For me personally these labels are utterly meaningless on any deeper level and they are only relevant on an extremely superficial one merely for the sake of very basic archival reference. For me music is music and my interest in it has to do essentially with its esoteric spiritual dimension and hardly at all with its exterior formal aspects. This interest in the more esoteric aspects of music eventually led me to the vast and timeless domain of modal musical traditions. Here in this immense and enormously diverse musical universe I finally found exactly what I personally was looking for. There was something very powerful and immediate in certain pieces that I heard which, regardless of the specific tradition from which they came, went straight to the very core of my being opening up whole new musical dimensions as they went. This, for me, was a totally new experience with music completely unlike anything I had ever experienced before. As a result I began a very long journey of study and research into various modal musical traditions which entailed extensive travel and long apprenticeships under the guidance of many great masters.

This process lasted for more than 25 years and through it I was initiated, on the one hand, into the trans-temporal, trans-personal, archetypal world of modal music in general, and, on the other, into the socio-ethno-historical complexities of specific regional traditions. These two aspects of almost all of today's existing modal musical traditions I had always perceived as being, at best, somewhat contradictory and, in some cases, they even appeared irrelevant to one another. During my travels it became somewhat of a matter of course for me to hear a musician play something that would make every hair on my body stand on end, which seemingly could have been composed at any time between 3000 years in the past to 3000 years in the future, and which, in the moment that I heard it, seemed to belong everywhere and nowhere at the same time. It was also a matter of course that this self-same musician would, in his attempt to describe his music and his experience of it, usually make extensive references to various mundane social or historical events that would often seem thoroughly unrelated to the experience one had just had while listening to his playing.

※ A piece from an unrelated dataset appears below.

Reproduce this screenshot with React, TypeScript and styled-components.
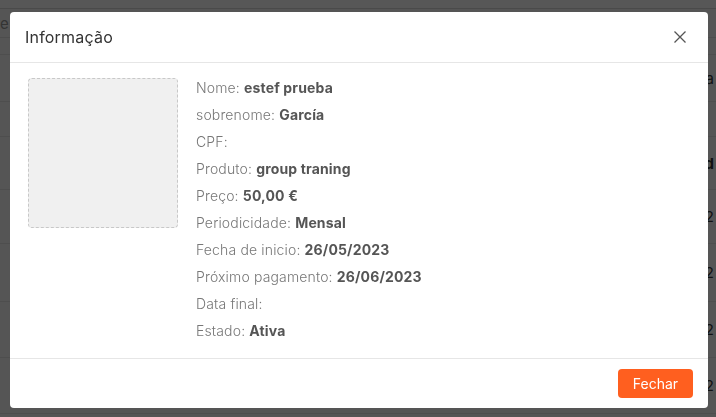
import { createGlobalStyle, styled } from 'styled-components';

const GlobalStyle = createGlobalStyle`
  html, body {
    margin: 0;
    padding: 0;
    width: 716px;
    height: 417px;
    overflow: hidden;
    background: #f4f4f4;
    font-family: Inter, 'Open Sans', sans-serif;
  }
`;

const FONT = "Inter, 'Open Sans', sans-serif";

const Page = styled.div`
  width: 716px;
  height: 417px;
  background: #fafafa;
  display: flex;
  flex-direction: column;
`;

const TopBar = styled.div`
  height: 8px;
  background: #ffffff;
  border-bottom: 1px solid #d8d8d8;
`;

const Toolbar = styled.div`
  height: 28px;
  display: flex;
  align-items: center;
  font-family: ${FONT};
  font-size: 15px;
  color: #999;
  border-bottom: 1px solid #e0e0e0;
`;

const TableRow = styled.div<{ $h: number; $bold?: boolean }>`
  height: ${(p) => p.$h}px;
  border-bottom: 1px solid #e4e4e4;
  display: flex;
  align-items: center;
  justify-content: flex-end;
  padding-right: 2px;
  font-family: ${FONT};
  font-size: 15px;
  color: #333;
  font-weight: ${(p) => (p.$bold ? 700 : 400)};
`;

const Overlay = styled.div`
  position: fixed;
  inset: 0;
  background: rgba(0, 0, 0, 0.66);
`;

const Modal = styled.div`
  position: fixed;
  left: 10px;
  top: 12px;
  width: 698px;
  height: 396px;
  background: #fff;
  border-radius: 4px;
  display: flex;
  flex-direction: column;
  font-family: ${FONT};
  overflow: hidden;
`;

const Header = styled.div`
  height: 50px;
  display: flex;
  align-items: center;
  justify-content: space-between;
  padding: 0 21px 0 15px;
  border-bottom: 1px solid #e6e6e6;
`;

const Title = styled.h4`
  margin: 0;
  font-size: 16px;
  font-weight: 400;
  letter-spacing: 0.2px;
  color: #333;
`;

const Close = styled.button`
  border: 0;
  background: none;
  padding: 0;
  width: 14px;
  height: 14px;
  display: flex;
  cursor: pointer;
`;

const Body = styled.div`
  flex: 1;
  display: flex;
  align-items: flex-start;
  gap: 18px;
  padding: 11px 18px 0 18px;
  border-bottom: 1px solid #e6e6e6;
`;

const Photo = styled.div`
  margin-top: 4px;
  width: 150px;
  height: 150px;
  box-sizing: border-box;
  background: #f0f0f0;
  border: 1px dashed #c8c8c8;
  border-radius: 4px;
  flex-shrink: 0;
`;

const Details = styled.div`
  display: flex;
  flex-direction: column;
`;

const Row = styled.div`
  height: 27px;
  line-height: 27px;
  font-size: 14px;
  font-weight: 300;
  letter-spacing: 0.15px;
  color: #777;
  white-space: nowrap;
`;

const Value = styled.b`
  font-weight: 700;
  color: #555;
`;

const Footer = styled.div`
  height: 49px;
  display: flex;
  align-items: center;
  justify-content: flex-end;
  padding: 0 15px;
`;

const Button = styled.button`
  width: 75px;
  height: 29px;
  border: 0;
  border-radius: 4px;
  background: #ff5f1f;
  color: #fff;
  font-family: ${FONT};
  font-size: 14px;
  cursor: pointer;
`;

const rows: [string, string][] = [
  ['Nome', 'estef prueba'],
  ['sobrenome', 'García'],
  ['CPF', ''],
  ['Produto', 'group traning'],
  ['Preço', '50,00 €'],
  ['Periodicidade', 'Mensal'],
  ['Fecha de inicio', '26/05/2023'],
  ['Próximo pagamento', '26/06/2023'],
  ['Data final', ''],
  ['Estado', 'Ativa'],
];

export default function App() {
  return (
    <>
      <GlobalStyle />
      <Page>
        <TopBar />
        <Toolbar>e p</Toolbar>
        <TableRow $h={16} />
        <TableRow $h={46}>Da</TableRow>
        <TableRow $h={34} />
        <TableRow $h={52} $bold>
          d
        </TableRow>
        <TableRow $h={53}>2</TableRow>
        <TableRow $h={57}>2</TableRow>
        <TableRow $h={55}>2</TableRow>
        <TableRow $h={55}>2</TableRow>
      </Page>
      <Overlay />
      <Modal role="dialog">
        <Header>
          <Title>Informação</Title>
          <Close aria-label="Fechar">
            <svg width="14" height="14" viewBox="0 0 14 14">
              <path d="M1.5 1.5 L12.5 12.5 M12.5 1.5 L1.5 12.5" stroke="#555" strokeWidth="1.3" />
            </svg>
          </Close>
        </Header>
        <Body>
          <Photo />
          <Details>
            {rows.map(([label, value]) => (
              <Row key={label}>
                {label}: {value && <Value>{value}</Value>}
              </Row>
            ))}
          </Details>
        </Body>
        <Footer>
          <Button>Fechar</Button>
        </Footer>
      </Modal>
    </>
  );
}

I spent many years trying to reconcile this contradiction, as I perceived it, and finally the contradiction simply disappeared in the face of the realization that every musician quite simply needs something like a "mythology" as a means of describing that which cannot be described, and of approaching that which is indeed simultaneously everywhere and nowhere. This "myth" was actually a tool for occupying one side of one's self, the "conscious" side, so that another, which works on a deeper archetypal level could come into a more direct contact with a source of inspiration which is far too powerful to be encountered directly by that which we normally consider to be our consciousness. Lest anyone imagine that this is some very obscure "metaphysical" experience, I can assure you that it isn't. It is a phenomenon of everyday life that is experienced by everyone, each in his own way, and, indeed, it is usually far more easily observable in people who appear thoroughly unconcerned with anything even remotely "metaphysical". The end result of these observations was the realization that I would only be able to approach my own source of inspiration through a "mythical" dimension specifically relevant to my own reality and not through one borrowed from any given tradition to which I did not and would never belong.

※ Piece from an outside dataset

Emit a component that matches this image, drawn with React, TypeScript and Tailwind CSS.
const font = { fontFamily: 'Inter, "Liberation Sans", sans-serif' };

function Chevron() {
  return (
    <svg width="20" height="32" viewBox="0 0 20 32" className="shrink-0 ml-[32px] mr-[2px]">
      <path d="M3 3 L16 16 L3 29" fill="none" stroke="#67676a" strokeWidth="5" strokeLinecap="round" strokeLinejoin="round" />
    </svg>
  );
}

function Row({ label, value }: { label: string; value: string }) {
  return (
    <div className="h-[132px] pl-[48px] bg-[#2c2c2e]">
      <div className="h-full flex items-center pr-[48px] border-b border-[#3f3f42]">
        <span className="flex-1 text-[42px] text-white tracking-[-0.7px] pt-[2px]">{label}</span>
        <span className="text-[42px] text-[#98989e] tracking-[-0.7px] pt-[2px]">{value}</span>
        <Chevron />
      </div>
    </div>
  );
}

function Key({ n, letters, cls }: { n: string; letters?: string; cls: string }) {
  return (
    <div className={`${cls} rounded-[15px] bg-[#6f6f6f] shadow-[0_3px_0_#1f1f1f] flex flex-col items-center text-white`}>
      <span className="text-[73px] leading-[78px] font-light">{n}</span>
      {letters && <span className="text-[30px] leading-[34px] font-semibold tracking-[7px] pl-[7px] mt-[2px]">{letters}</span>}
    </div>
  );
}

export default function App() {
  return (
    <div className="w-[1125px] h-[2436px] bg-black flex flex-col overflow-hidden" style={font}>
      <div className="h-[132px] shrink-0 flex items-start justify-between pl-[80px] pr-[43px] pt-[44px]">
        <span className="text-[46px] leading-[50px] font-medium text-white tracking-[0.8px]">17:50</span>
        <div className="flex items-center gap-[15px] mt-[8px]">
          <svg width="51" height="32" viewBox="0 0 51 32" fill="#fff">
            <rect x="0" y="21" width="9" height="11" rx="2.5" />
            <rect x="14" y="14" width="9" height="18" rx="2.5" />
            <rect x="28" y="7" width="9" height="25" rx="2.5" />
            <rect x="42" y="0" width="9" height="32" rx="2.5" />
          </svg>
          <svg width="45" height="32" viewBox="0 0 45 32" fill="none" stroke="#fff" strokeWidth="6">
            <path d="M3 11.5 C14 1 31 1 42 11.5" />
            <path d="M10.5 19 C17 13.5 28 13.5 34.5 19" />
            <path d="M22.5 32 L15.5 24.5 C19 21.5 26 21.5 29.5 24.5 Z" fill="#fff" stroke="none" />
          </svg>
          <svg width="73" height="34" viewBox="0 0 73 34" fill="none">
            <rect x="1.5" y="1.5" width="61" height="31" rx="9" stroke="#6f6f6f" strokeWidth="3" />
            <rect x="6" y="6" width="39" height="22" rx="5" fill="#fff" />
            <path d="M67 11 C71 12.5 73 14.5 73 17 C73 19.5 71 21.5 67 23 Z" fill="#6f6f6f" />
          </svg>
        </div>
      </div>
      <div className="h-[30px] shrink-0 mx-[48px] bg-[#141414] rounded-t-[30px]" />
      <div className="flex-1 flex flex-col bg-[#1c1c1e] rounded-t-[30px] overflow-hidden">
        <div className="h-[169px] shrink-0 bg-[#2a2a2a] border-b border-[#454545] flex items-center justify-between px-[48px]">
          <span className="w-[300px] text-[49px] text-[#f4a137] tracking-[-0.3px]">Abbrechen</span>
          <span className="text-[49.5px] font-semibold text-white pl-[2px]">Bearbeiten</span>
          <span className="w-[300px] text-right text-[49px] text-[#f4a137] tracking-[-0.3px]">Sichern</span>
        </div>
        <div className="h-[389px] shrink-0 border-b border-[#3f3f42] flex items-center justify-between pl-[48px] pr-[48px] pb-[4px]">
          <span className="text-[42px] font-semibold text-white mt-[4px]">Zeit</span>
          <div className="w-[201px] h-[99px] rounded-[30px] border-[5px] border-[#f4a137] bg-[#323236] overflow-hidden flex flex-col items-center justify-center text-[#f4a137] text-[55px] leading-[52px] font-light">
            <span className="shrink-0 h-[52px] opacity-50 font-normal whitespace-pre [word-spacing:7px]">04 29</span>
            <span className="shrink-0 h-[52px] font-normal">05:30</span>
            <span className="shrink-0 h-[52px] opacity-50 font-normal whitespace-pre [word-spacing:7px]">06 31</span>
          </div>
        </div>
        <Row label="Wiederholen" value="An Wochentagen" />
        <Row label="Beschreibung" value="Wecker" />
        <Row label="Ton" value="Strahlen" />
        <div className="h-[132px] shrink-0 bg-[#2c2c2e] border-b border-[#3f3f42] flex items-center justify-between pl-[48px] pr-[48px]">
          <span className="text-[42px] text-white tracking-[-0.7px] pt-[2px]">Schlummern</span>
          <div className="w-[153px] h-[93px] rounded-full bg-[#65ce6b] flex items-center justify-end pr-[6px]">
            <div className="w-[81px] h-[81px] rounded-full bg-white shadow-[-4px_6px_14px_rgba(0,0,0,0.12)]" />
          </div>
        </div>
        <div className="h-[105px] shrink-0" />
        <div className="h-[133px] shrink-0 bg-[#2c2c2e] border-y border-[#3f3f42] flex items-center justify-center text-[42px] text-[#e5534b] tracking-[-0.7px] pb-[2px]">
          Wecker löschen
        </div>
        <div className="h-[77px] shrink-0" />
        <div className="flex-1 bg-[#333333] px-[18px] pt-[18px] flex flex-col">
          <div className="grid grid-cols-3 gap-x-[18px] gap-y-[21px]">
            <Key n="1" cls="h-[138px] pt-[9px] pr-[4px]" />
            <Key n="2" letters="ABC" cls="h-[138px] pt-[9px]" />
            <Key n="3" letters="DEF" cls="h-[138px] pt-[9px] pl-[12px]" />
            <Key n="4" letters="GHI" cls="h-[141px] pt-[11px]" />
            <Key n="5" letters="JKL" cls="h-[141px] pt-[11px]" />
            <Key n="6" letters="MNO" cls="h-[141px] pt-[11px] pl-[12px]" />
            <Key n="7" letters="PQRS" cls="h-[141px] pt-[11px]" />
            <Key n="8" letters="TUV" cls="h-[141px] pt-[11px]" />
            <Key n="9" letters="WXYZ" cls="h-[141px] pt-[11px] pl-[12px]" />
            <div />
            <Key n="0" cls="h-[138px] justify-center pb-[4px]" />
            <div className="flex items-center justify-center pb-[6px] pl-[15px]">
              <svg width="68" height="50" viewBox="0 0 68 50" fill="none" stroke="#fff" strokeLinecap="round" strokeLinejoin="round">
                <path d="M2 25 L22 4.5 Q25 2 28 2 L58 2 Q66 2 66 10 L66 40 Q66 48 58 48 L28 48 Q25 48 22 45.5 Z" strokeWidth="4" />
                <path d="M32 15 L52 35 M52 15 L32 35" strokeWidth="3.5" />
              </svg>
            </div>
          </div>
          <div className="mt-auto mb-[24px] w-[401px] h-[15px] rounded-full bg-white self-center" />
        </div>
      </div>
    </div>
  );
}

This conclusion turned out to be half correct. Of course an important part of using the "myth" as a tool is that of actually believing wholeheartedly in it, but it is equally important, on another level, to maintain a certain very slight detachment from it in order to connect directly with one's source of inspiration. Balancing these contradictions is a very difficult task and the effort to do so occupied my efforts over the span of many years. The whole process of composing and creating Elefthero Simio however, was, for me, a liberation from this contradiction and the beginning of something completely new. From that point on I could no longer create or sustain "myths" to define my awareness of my musical worldροι. In fact it no longer made any sense to in any way define musical activity or my or anyone else's awareness of it. The new reality was that I quite literally did not know what I was doing and it was exactly that state of not knowing that actually enabled me to do it. A new contradiction which seemed even worse than the previous one? This contradiction, however, had a certain serenity about it which was very conducive to creating music, and which seemed to be providing me with energy rather than draining me of it. It certainly defied my powers of analysis to comprehend it in the usual manner, so it made more sense just to go with it in the hope that I would understand more as I went along. As I went along I did indeed find myself increasingly immersed in a musical dimension in which I could actually live and even belong in such a way as was previously unfamiliar to me. My previous experience of music as the language of my dialogue with the sacred was now replaced by something which I perceived to be much deeper. Silence now became the medium for this "dialogue with the sacred" and that simply inspired me to make music. That is perhaps the best and indeed only explanation that I can offer for the title Elefthero Simio (Free Point), as well as for everything which I have been doing in music ever since.